Varias veces en su evangelio se queja Jesús de la persecución que han sufrido los profetas, enviados de Dios para revelar verdades y deseos divinos. Le duele esta cruel insensatez de perseguir a quienes, en nombre de Dios, buscan el bien del pueblo. Él mismo es el último enviado de Dios, y sufre ya el acoso de sus perseguidores. Se trata entonces de una seria advertencia a tales dirigentes, por lo que hicieron sus padres y ahora están urdiendo ellos mismos. Y se lamenta de que no sólo se niegan a entrar en el reino que les ofrece Cristo, sino que impiden que lo haga el pueblo que tienen encomendado, imponiendo, intolerantes, criterios y conductas, como quien crucifica las libertades de los demás.

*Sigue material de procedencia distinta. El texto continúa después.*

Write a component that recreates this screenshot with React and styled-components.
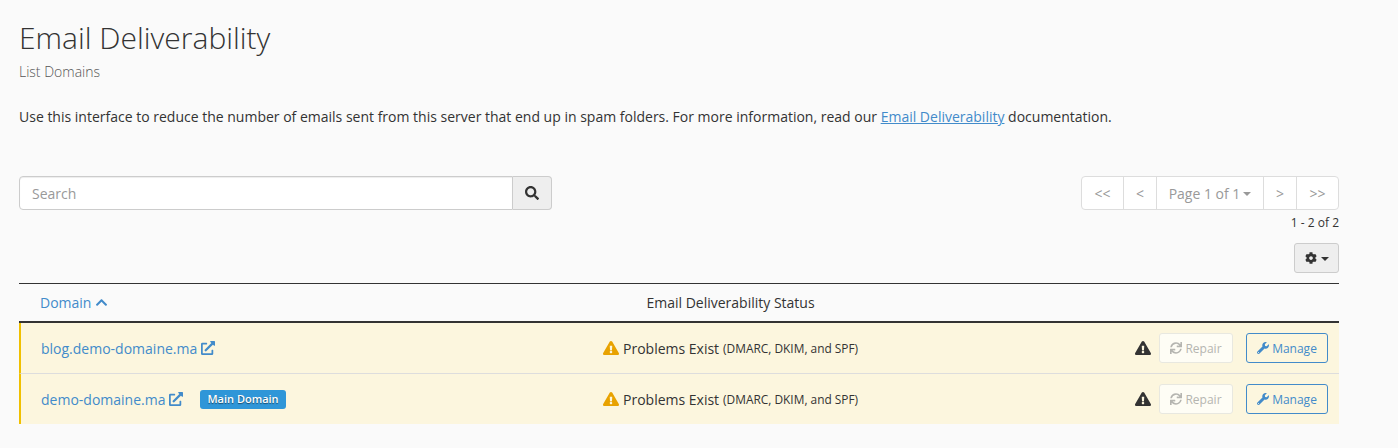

Reflexión: La flor blanca de un ibisco
Las flores, en general, son auténticos prodigios de belleza. Contemplar sin prisas, arrobados, la flor blanca de un ibisco, constituye un placer incomparable. Las hay de un rojo intenso como el corazón de una llama, moradas, amarillas, y ante mí tengo la flor inmaculada de un ibisco de un blanco purísimo. Añade encanto el contraste de sus sépalos nítidos, con una mancha sangrienta, como una fresca herida, en el encaste con el cáliz, y aún queda el largo y fino estambre, acabado en un racimo de diminutos botones, repletos de polen amarillo. Su fina esbeltez tan adelgazada es lo que, quizás, ha dado nombre al arbusto, ibisco, diminutivo griego de ibis. De lejos le viene el nombre. Y es que hasta el lustroso matiz verde de sus hojas brillantes toca con sus dedos vegetales la sensibilidad menos herida del hombre. La mía está a flor de piel, como una llaga, como la delicadeza perfecta del ibisco.